### Directive
Extract the lines from the start through the line that holds "overflow-hidden bg-[#f4f7fa] font-[Poppins,sans-serif]", both included, omitting all images.

----

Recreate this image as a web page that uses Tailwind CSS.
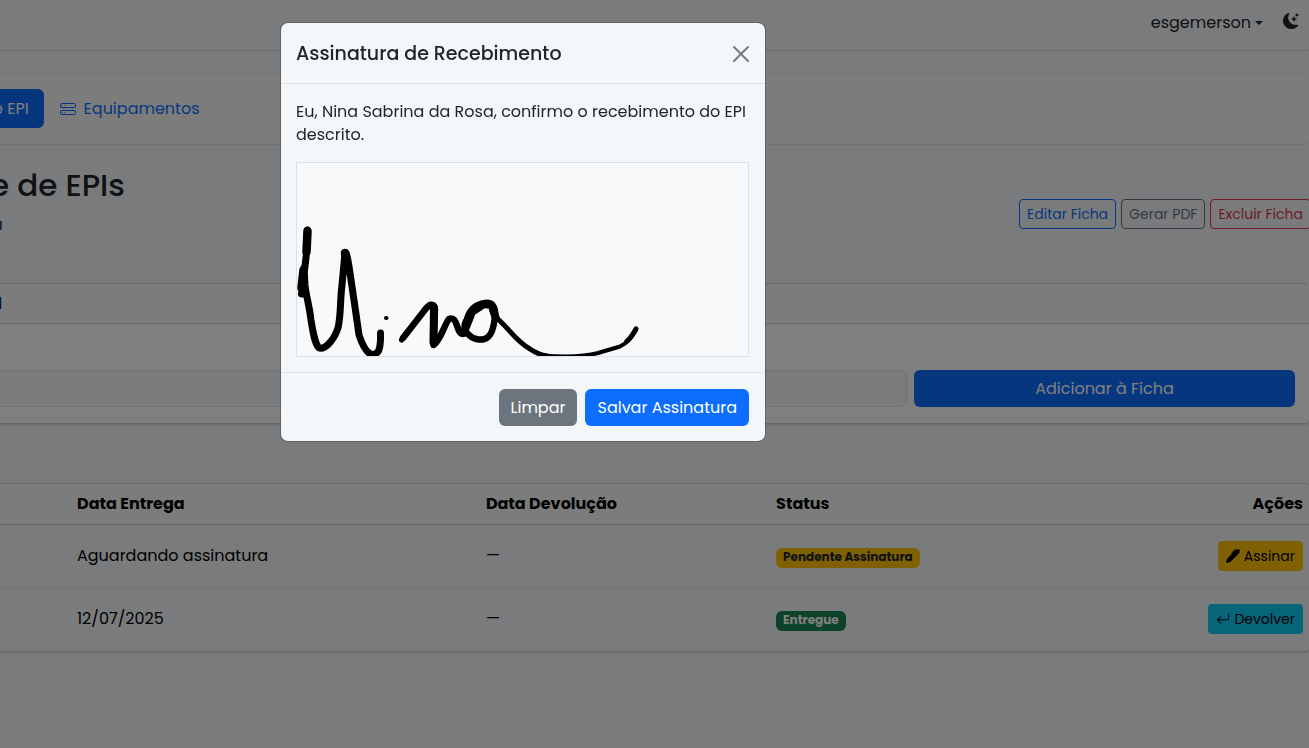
<!DOCTYPE html>
<html lang="pt-BR">
<head>
<meta charset="utf-8">
<title>Controle de EPIs</title>
<script src="https://cdn.jsdelivr.net/npm/@tailwindcss/browser@4"></script>
</head>
<body class="min-h-screen overflow-hidden bg-[#f4f7fa] font-[Poppins,sans-serif] text-base leading-6 text-[#212529]">

<header class="flex h-[50px] items-center justify-end gap-5 border-b border-[#e4e7ea] pr-2.5 pb-1 shadow-sm">
  <button class="flex items-center gap-1">esgemerson
    <svg class="h-1 w-2" viewBox="0 0 8 4" fill="currentColor" aria-hidden="true"><path d="M0 0h8L4 4z"/></svg>
  </button>
  <button aria-label="Alternar tema" class="pb-1">
    <svg class="size-4" viewBox="0 0 16 16" fill="currentColor" aria-hidden="true"><path d="M6 .278a.77.77 0 0 1 .08.858 7.2 7.2 0 0 0-.878 3.46c0 4.021 3.278 7.277 7.318 7.277q.792-.001 1.533-.16a.79.79 0 0 1 .81.316.73.73 0 0 1-.031.893A8.35 8.35 0 0 1 8.344 16C3.734 16 0 12.286 0 7.71 0 4.266 2.114 1.312 5.124.06A.75.75 0 0 1 6 .278"/><path d="M10.794 3.148a.217.217 0 0 1 .412 0l.387 1.162c.173.518.579.924 1.097 1.097l1.162.387a.217.217 0 0 1 0 .412l-1.162.387a1.73 1.73 0 0 0-1.097 1.097l-.387 1.162a.217.217 0 0 1-.412 0l-.387-1.162A1.73 1.73 0 0 0 9.31 6.593l-1.162-.387a.217.217 0 0 1 0-.412l1.162-.387a1.73 1.73 0 0 0 1.097-1.097zM13.863.099a.145.145 0 0 1 .274 0l.258.774c.115.346.386.617.732.732l.774.258a.145.145 0 0 1 0 .274l-.774.258a1.16 1.16 0 0 0-.732.732l-.258.774a.145.145 0 0 1-.274 0l-.258-.774a1.16 1.16 0 0 0-.732-.732l-.774-.258a.145.145 0 0 1 0-.274l.774-.258c.346-.115.617-.386.732-.732z"/></svg>
  </button>
</header>

<main class="-mr-0.5 -ml-2.5 pt-[23px]">
  <nav class="flex items-center rounded-r-lg border border-[#e3e6ea] bg-[#f9f9f8] pt-[15px] pb-4">
    <a href="#ficha" class="rounded-md bg-[#0d6efd] py-[7px] pr-[15px] pl-0.5 leading-[25px] text-white">e EPI</a>
    <a href="#equipamentos" class="flex items-center gap-2 px-4 text-[#0d6efd]">
      <svg class="size-4" viewBox="0 0 16 16" fill="currentColor" aria-hidden="true"><path d="M14 10a1 1 0 0 1 1 1v1a1 1 0 0 1-1 1H2a1 1 0 0 1-1-1v-1a1 1 0 0 1 1-1zM2 9a2 2 0 0 0-2 2v1a2 2 0 0 0 2 2h12a2 2 0 0 0 2-2v-1a2 2 0 0 0-2-2z"/><path d="M5 11.5a.5.5 0 1 1-1 0 .5.5 0 0 1 1 0m-2 0a.5.5 0 1 1-1 0 .5.5 0 0 1 1 0M14 3a1 1 0 0 1 1 1v1a1 1 0 0 1-1 1H2a1 1 0 0 1-1-1V4a1 1 0 0 1 1-1zM2 2a2 2 0 0 0-2 2v1a2 2 0 0 0 2 2h12a2 2 0 0 0 2-2V4a2 2 0 0 0-2-2z"/><path d="M5 4.5a.5.5 0 1 1-1 0 .5.5 0 0 1 1 0m-2 0a.5.5 0 1 1-1 0 .5.5 0 0 1 1 0"/></svg>
      Equipamentos
    </a>
  </nav>

  <section class="mt-5 flex items-end justify-between">
    <div>
      <h1 class="text-[31px] leading-10 font-medium">e de EPIs</h1>
      <p class="pt-2 pl-0.5 text-base leading-6 font-medium text-[#42474c]">a</p>
    </div>
    <div class="flex gap-[5px] pb-2 text-sm leading-5">
      <button class="rounded border border-[#0d6efd] px-[7px] py-1 text-[#0d6efd]">Editar Ficha</button>
      <button class="rounded border border-[#6c757d] px-[7px] py-1 text-[#6c757d]">Gerar PDF</button>
      <button class="rounded border border-[#dc3545] px-[7px] py-1 text-[#dc3545]">Excluir Ficha</button>
    </div>
  </section>

  <section class="mt-[46px] rounded-r-md border border-[#d0d1d2] bg-white shadow-sm">
    <h2 class="border-b border-[#d0d1d2] bg-[#f8f8f8] py-2 pl-[7px] leading-[23px] font-medium text-[#0a1f5c]">l</h2>
    <div class="flex gap-[7px] pt-[46px] pr-[15px] pb-4">
      <input aria-label="Equipamento" class="h-[37px] grow rounded-md border border-[#dee2e6] bg-[#f4f7fa] px-3">
      <button class="h-[37px] w-[381px] rounded-md bg-[#0d6efd] text-white">Adicionar à Ficha</button>
    </div>
  </section>

  <section class="mt-[59px] overflow-hidden rounded-r-md border border-[#d0d1d2] shadow-sm">
    <table class="w-full table-fixed text-left">
      <thead class="bg-[#f9f9f8] text-black">
        <tr class="h-10 border-b border-[#c9ccd0]">
          <th class="w-[78px]"></th>
          <th class="w-[31%] px-2 font-bold">Data Entrega</th>
          <th class="w-[22%] px-2 font-bold">Data Devolução</th>
          <th class="px-2 font-bold">Status</th>
          <th class="w-[12%] pr-[7px] text-right font-bold">Ações</th>
        </tr>
      </thead>
      <tbody class="text-black">
        <tr class="h-[63px] border-b border-[#dee2e6]">
          <td></td>
          <td class="px-2">Aguardando assinatura</td>
          <td class="px-2">—</td>
          <td class="px-2"><span class="mt-0.5 inline-block rounded-md bg-[#ffc107] px-[7px] pt-[3px] pb-[5px] text-xs leading-3 font-bold text-[#212529]">Pendente Assinatura</span></td>
          <td class="pr-[7px]"><button class="ml-auto flex items-center gap-1 rounded bg-[#ffc107] px-2 py-[5px] text-sm leading-5"><svg class="size-3.5" viewBox="0 0 16 16" fill="currentColor" aria-hidden="true"><path d="m13.498.795.149-.149a1.207 1.207 0 1 1 1.707 1.708l-.149.148a1.5 1.5 0 0 1-.059 2.059L4.854 14.854a.5.5 0 0 1-.233.131l-4 1a.5.5 0 0 1-.606-.606l1-4a.5.5 0 0 1 .131-.232l9.642-9.642a.5.5 0 0 0-.642.056L6.854 4.854a.5.5 0 1 1-.708-.708L9.44.854A1.5 1.5 0 0 1 11.5.796a1.5 1.5 0 0 1 1.998-.001"/></svg>Assinar</button></td>
        </tr>
        <tr class="h-[64px]">
          <td></td>
          <td class="px-2">12/07/2025</td>
          <td class="px-2">—</td>
          <td class="px-2"><span class="mt-0.5 inline-block rounded-md bg-[#198754] px-[7px] pt-[3px] pb-[5px] text-xs leading-3 font-bold text-white">Entregue</span></td>
          <td class="pr-[7px]"><button class="ml-auto flex items-center gap-1 rounded bg-[#0dcaf0] px-2 py-[5px] text-sm leading-5"><svg class="size-3.5" viewBox="0 0 16 16" fill="currentColor" aria-hidden="true"><path d="M14.5 1.5a.5.5 0 0 1 .5.5v4.8a2.5 2.5 0 0 1-2.5 2.5H2.707l3.347 3.346a.5.5 0 0 1-.708.708l-4.2-4.2a.5.5 0 0 1 0-.708l4-4a.5.5 0 1 1 .708.708L2.707 8.3H12.5A1.5 1.5 0 0 0 14 6.8V2a.5.5 0 0 1 .5-.5"/></svg>Devolver</button></td>
        </tr>
      </tbody>
    </table>
  </section>
</main>

<div class="fixed inset-0 flex items-start bg-black/50 pt-[22px] pl-[280px]">
  <div role="dialog" aria-modal="true" aria-labelledby="titulo" class="w-full max-w-[486px] rounded-lg border border-black/20 bg-[#f3f7fa] bg-clip-padding">
    <div class="flex items-center justify-between border-b border-[#dee2e6] pt-4 pr-4 pb-3.5 pl-[15px]">
      <h2 id="titulo" class="text-[19px] leading-[30px] font-medium">Assinatura de Recebimento</h2>
      <button aria-label="Fechar"><svg class="size-4" viewBox="0 0 16 16" fill="none" stroke="#7a7c7e" stroke-width="2" stroke-linecap="round" aria-hidden="true"><path d="M1 1l14 14M15 1 1 15"/></svg></button>
    </div>
    <div class="pt-4 pr-4 pb-[15px] pl-[15px]">
      <p class="pb-4 leading-[23px]">Eu, Nina Sabrina da Rosa, confirmo o recebimento do EPI descrito.</p>
      <div class="border border-[#dee2e6] bg-[#f8f9fb]">
        <svg class="block w-full" viewBox="297 163 451 193" fill="none" stroke="#000" stroke-linecap="round" stroke-linejoin="round" role="img" aria-label="Assinatura">
          <path stroke-width="7" d="M307.500 230C307.500 240 307 250 305.500 262L301.500 294M304 268L305 285C306 296 309 303 311 320C313 332 314.500 343 319 348C325 350 334 340 338 328C341 316 340 300 342 285L345 253C346 250 348 259 350 273L355 307L359 335C362 344 366 352 371 354.500C378 355 381 351 380.500 333"/>
          <path stroke-width="8.500" d="M307.500 231L306.500 252M303.500 270L301.500 288M345 253L347 270"/>
          <path stroke-width="4" d="M386 318h.500"/>
          <path stroke-width="5" d="M401.500 340L405 335"/>
          <path stroke-width="6.500" d="M403 338L424 311C429 304 434 302 435 309L433.500 345C440 342 445 323 449 319C458 315 456 334 463 334C466 334 465 326 467 319C470 309 477 304 485 303C492 302 496 307 495 316C494 326 492 334 488 337C482 342 472 339 468 334C464 330 464 325 466 321"/>
          <path stroke-width="8" d="M434 308L433.500 342M466 327L472 312L484 304L491 305M493 310L495.500 317"/>
          <path stroke-width="5" d="M494 316C507 325 514 340 530 349C536 353 541 355 547 356"/>
          <path stroke-width="4" d="M543 355.500C563 357 583 357 598 353L620 346.500C629 342 632 336 636 330"/>
          <path stroke-width="5" d="M627 341C631 338 633 334 636 329"/>
        </svg>
      </div>
    </div>
    <div class="flex justify-end gap-2 border-t border-[#dee2e6] pt-4 pr-4 pb-[15px] pl-[15px] text-white">
      <button class="h-[37px] rounded-md bg-[#6c757d] px-3">Limpar</button>
      <button class="h-[37px] rounded-md bg-[#0d6efd] px-3">Salvar Assinatura</button>
    </div>
  </div>
</div>
</body>
</html>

----

### Finished exercise
Recreate this image as a web page that uses Tailwind CSS.
<!DOCTYPE html>
<html lang="pt-BR">
<head>
<meta charset="utf-8">
<title>Controle de EPIs</title>
<script src="https://cdn.jsdelivr.net/npm/@tailwindcss/browser@4"></script>
</head>
<body class="min-h-screen overflow-hidden bg-[#f4f7fa] font-[Poppins,sans-serif] text-base leading-6 text-[#212529]">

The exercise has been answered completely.